> [Challenge]:
Give an exact transcription of every line, dropping the images.

> [Dataset content]:
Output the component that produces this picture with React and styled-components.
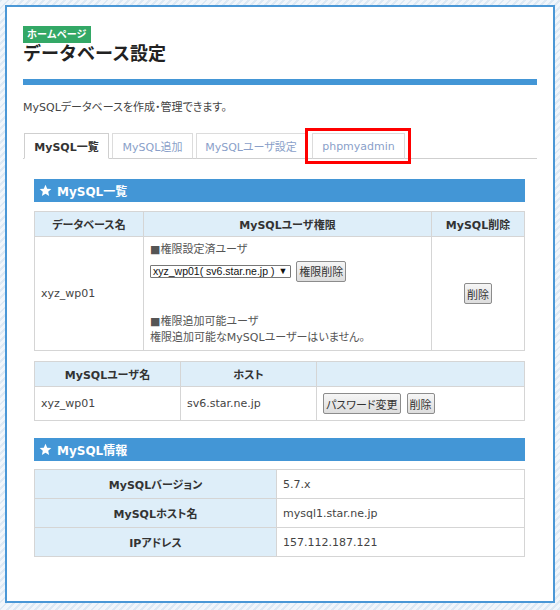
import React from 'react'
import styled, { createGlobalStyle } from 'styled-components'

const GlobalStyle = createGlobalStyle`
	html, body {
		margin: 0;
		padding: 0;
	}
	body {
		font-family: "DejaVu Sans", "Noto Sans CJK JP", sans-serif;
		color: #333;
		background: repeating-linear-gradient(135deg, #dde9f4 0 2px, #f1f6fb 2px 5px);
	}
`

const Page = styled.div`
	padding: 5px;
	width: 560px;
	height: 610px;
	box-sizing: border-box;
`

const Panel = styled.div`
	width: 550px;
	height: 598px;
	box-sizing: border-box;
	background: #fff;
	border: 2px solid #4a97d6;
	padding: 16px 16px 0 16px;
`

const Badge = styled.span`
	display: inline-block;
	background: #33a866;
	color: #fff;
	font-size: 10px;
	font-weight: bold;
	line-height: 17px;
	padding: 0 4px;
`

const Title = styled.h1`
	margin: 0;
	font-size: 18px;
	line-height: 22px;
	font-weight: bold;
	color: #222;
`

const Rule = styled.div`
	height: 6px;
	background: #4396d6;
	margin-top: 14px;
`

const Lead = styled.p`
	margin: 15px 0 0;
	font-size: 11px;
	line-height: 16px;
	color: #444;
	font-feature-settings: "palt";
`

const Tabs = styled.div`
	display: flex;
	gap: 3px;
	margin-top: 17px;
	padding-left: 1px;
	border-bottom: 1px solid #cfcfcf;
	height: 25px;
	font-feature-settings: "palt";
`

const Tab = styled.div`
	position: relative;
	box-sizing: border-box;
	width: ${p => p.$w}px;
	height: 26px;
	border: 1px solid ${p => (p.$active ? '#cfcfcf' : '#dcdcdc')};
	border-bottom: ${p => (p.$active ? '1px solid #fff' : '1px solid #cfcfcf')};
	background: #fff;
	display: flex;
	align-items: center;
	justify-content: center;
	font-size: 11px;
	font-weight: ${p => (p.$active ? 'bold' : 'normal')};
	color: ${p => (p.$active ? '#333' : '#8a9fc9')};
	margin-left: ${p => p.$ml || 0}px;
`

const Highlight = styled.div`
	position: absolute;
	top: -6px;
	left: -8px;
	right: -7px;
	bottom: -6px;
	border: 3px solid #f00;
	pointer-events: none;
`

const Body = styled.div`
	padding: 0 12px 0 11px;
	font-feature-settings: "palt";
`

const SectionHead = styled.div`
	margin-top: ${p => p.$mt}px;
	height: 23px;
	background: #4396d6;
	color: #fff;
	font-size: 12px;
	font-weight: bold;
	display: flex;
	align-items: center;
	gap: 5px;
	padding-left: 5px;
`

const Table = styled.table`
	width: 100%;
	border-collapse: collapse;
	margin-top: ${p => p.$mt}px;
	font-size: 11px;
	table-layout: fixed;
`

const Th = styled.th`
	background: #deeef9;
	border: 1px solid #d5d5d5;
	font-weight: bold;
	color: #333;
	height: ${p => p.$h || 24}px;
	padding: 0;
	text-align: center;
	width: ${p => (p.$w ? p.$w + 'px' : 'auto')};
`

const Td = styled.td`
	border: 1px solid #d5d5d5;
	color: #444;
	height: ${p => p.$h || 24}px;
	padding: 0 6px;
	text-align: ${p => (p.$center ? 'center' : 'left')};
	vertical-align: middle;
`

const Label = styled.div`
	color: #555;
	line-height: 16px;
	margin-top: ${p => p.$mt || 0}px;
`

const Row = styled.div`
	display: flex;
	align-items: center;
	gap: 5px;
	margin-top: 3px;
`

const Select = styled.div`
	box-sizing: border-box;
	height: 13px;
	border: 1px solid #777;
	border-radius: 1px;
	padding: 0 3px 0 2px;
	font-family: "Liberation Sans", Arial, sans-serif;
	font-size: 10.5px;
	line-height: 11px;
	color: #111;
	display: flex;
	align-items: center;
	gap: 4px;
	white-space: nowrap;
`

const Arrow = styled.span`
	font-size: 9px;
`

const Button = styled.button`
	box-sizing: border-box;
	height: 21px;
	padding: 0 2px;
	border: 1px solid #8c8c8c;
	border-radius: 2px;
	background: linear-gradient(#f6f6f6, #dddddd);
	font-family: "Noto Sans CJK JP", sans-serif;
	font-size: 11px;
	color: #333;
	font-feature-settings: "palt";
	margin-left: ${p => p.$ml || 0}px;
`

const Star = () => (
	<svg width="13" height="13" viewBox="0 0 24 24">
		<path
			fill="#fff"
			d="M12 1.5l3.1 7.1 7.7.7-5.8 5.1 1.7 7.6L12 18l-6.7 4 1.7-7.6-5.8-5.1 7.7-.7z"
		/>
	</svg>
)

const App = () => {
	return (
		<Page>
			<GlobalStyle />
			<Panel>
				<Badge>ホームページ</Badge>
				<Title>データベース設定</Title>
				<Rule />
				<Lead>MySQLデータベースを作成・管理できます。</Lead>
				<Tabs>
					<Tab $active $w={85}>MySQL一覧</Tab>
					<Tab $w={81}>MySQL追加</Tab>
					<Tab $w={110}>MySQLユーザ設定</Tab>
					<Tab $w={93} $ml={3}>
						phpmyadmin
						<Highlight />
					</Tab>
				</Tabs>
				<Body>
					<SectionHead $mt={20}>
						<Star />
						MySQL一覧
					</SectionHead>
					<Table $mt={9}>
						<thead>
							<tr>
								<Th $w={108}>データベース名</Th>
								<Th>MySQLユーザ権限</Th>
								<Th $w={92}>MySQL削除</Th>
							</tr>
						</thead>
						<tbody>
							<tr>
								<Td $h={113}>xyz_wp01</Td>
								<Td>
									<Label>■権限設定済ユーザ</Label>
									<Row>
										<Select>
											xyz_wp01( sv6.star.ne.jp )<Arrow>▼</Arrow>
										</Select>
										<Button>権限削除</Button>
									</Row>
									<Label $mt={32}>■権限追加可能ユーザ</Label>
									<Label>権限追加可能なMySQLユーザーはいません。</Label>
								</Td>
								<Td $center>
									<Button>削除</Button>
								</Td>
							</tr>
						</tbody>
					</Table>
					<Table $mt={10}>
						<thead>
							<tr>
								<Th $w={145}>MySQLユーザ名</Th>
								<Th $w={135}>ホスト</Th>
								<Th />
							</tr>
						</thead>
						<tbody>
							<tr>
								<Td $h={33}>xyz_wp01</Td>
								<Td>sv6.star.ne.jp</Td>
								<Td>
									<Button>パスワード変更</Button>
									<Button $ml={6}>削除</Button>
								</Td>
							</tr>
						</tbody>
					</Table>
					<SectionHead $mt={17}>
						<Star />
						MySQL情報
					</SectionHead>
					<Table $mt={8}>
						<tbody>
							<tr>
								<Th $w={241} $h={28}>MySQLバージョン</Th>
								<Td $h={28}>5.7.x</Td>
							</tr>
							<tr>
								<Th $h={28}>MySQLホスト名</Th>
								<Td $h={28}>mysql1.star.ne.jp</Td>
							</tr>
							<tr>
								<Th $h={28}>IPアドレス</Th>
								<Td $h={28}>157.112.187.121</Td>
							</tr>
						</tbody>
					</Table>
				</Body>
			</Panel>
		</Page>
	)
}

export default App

> [Answer to this exercise]:
Output the component that produces this picture with React and styled-components.
import React from 'react'
import styled, { createGlobalStyle } from 'styled-components'

const GlobalStyle = createGlobalStyle`
	html, body {
		margin: 0;
		padding: 0;
	}
	body {
		font-family: "DejaVu Sans", "Noto Sans CJK JP", sans-serif;
		color: #333;
		background: repeating-linear-gradient(135deg, #dde9f4 0 2px, #f1f6fb 2px 5px);
	}
`

const Page = styled.div`
	padding: 5px;
	width: 560px;
	height: 610px;
	box-sizing: border-box;
`

const Panel = styled.div`
	width: 550px;
	height: 598px;
	box-sizing: border-box;
	background: #fff;
	border: 2px solid #4a97d6;
	padding: 16px 16px 0 16px;
`

const Badge = styled.span`
	display: inline-block;
	background: #33a866;
	color: #fff;
	font-size: 10px;
	font-weight: bold;
	line-height: 17px;
	padding: 0 4px;
`

const Title = styled.h1`
	margin: 0;
	font-size: 18px;
	line-height: 22px;
	font-weight: bold;
	color: #222;
`

const Rule = styled.div`
	height: 6px;
	background: #4396d6;
	margin-top: 14px;
`

const Lead = styled.p`
	margin: 15px 0 0;
	font-size: 11px;
	line-height: 16px;
	color: #444;
	font-feature-settings: "palt";
`

const Tabs = styled.div`
	display: flex;
	gap: 3px;
	margin-top: 17px;
	padding-left: 1px;
	border-bottom: 1px solid #cfcfcf;
	height: 25px;
	font-feature-settings: "palt";
`

const Tab = styled.div`
	position: relative;
	box-sizing: border-box;
	width: ${p => p.$w}px;
	height: 26px;
	border: 1px solid ${p => (p.$active ? '#cfcfcf' : '#dcdcdc')};
	border-bottom: ${p => (p.$active ? '1px solid #fff' : '1px solid #cfcfcf')};
	background: #fff;
	display: flex;
	align-items: center;
	justify-content: center;
	font-size: 11px;
	font-weight: ${p => (p.$active ? 'bold' : 'normal')};
	color: ${p => (p.$active ? '#333' : '#8a9fc9')};
	margin-left: ${p => p.$ml || 0}px;
`

const Highlight = styled.div`
	position: absolute;
	top: -6px;
	left: -8px;
	right: -7px;
	bottom: -6px;
	border: 3px solid #f00;
	pointer-events: none;
`

const Body = styled.div`
	padding: 0 12px 0 11px;
	font-feature-settings: "palt";
`

const SectionHead = styled.div`
	margin-top: ${p => p.$mt}px;
	height: 23px;
	background: #4396d6;
	color: #fff;
	font-size: 12px;
	font-weight: bold;
	display: flex;
	align-items: center;
	gap: 5px;
	padding-left: 5px;
`

const Table = styled.table`
	width: 100%;
	border-collapse: collapse;
	margin-top: ${p => p.$mt}px;
	font-size: 11px;
	table-layout: fixed;
`

const Th = styled.th`
	background: #deeef9;
	border: 1px solid #d5d5d5;
	font-weight: bold;
	color: #333;
	height: ${p => p.$h || 24}px;
	padding: 0;
	text-align: center;
	width: ${p => (p.$w ? p.$w + 'px' : 'auto')};
`

const Td = styled.td`
	border: 1px solid #d5d5d5;
	color: #444;
	height: ${p => p.$h || 24}px;
	padding: 0 6px;
	text-align: ${p => (p.$center ? 'center' : 'left')};
	vertical-align: middle;
`

const Label = styled.div`
	color: #555;
	line-height: 16px;
	margin-top: ${p => p.$mt || 0}px;
`

const Row = styled.div`
	display: flex;
	align-items: center;
	gap: 5px;
	margin-top: 3px;
`

const Select = styled.div`
	box-sizing: border-box;
	height: 13px;
	border: 1px solid #777;
	border-radius: 1px;
	padding: 0 3px 0 2px;
	font-family: "Liberation Sans", Arial, sans-serif;
	font-size: 10.5px;
	line-height: 11px;
	color: #111;
	display: flex;
	align-items: center;
	gap: 4px;
	white-space: nowrap;
`

const Arrow = styled.span`
	font-size: 9px;
`

const Button = styled.button`
	box-sizing: border-box;
	height: 21px;
	padding: 0 2px;
	border: 1px solid #8c8c8c;
	border-radius: 2px;
	background: linear-gradient(#f6f6f6, #dddddd);
	font-family: "Noto Sans CJK JP", sans-serif;
	font-size: 11px;
	color: #333;
	font-feature-settings: "palt";
	margin-left: ${p => p.$ml || 0}px;
`

const Star = () => (
	<svg width="13" height="13" viewBox="0 0 24 24">
		<path
			fill="#fff"
			d="M12 1.5l3.1 7.1 7.7.7-5.8 5.1 1.7 7.6L12 18l-6.7 4 1.7-7.6-5.8-5.1 7.7-.7z"
		/>
	</svg>
)

const App = () => {
	return (
		<Page>
			<GlobalStyle />
			<Panel>
				<Badge>ホームページ</Badge>
				<Title>データベース設定</Title>
				<Rule />
				<Lead>MySQLデータベースを作成・管理できます。</Lead>
				<Tabs>
					<Tab $active $w={85}>MySQL一覧</Tab>
					<Tab $w={81}>MySQL追加</Tab>
					<Tab $w={110}>MySQLユーザ設定</Tab>
					<Tab $w={93} $ml={3}>
						phpmyadmin
						<Highlight />
					</Tab>
				</Tabs>
				<Body>
					<SectionHead $mt={20}>
						<Star />
						MySQL一覧
					</SectionHead>
					<Table $mt={9}>
						<thead>
							<tr>
								<Th $w={108}>データベース名</Th>
								<Th>MySQLユーザ権限</Th>
								<Th $w={92}>MySQL削除</Th>
							</tr>
						</thead>
						<tbody>
							<tr>
								<Td $h={113}>xyz_wp01</Td>
								<Td>
									<Label>■権限設定済ユーザ</Label>
									<Row>
										<Select>
											xyz_wp01( sv6.star.ne.jp )<Arrow>▼</Arrow>
										</Select>
										<Button>権限削除</Button>
									</Row>
									<Label $mt={32}>■権限追加可能ユーザ</Label>
									<Label>権限追加可能なMySQLユーザーはいません。</Label>
								</Td>
								<Td $center>
									<Button>削除</Button>
								</Td>
							</tr>
						</tbody>
					</Table>
					<Table $mt={10}>
						<thead>
							<tr>
								<Th $w={145}>MySQLユーザ名</Th>
								<Th $w={135}>ホスト</Th>
								<Th />
							</tr>
						</thead>
						<tbody>
							<tr>
								<Td $h={33}>xyz_wp01</Td>
								<Td>sv6.star.ne.jp</Td>
								<Td>
									<Button>パスワード変更</Button>
									<Button $ml={6}>削除</Button>
								</Td>
							</tr>
						</tbody>
					</Table>
					<SectionHead $mt={17}>
						<Star />
						MySQL情報
					</SectionHead>
					<Table $mt={8}>
						<tbody>
							<tr>
								<Th $w={241} $h={28}>MySQLバージョン</Th>
								<Td $h={28}>5.7.x</Td>
							</tr>
							<tr>
								<Th $h={28}>MySQLホスト名</Th>
								<Td $h={28}>mysql1.star.ne.jp</Td>
							</tr>
							<tr>
								<Th $h={28}>IPアドレス</Th>
								<Td $h={28}>157.112.187.121</Td>
							</tr>
						</tbody>
					</Table>
				</Body>
			</Panel>
		</Page>
	)
}

export default App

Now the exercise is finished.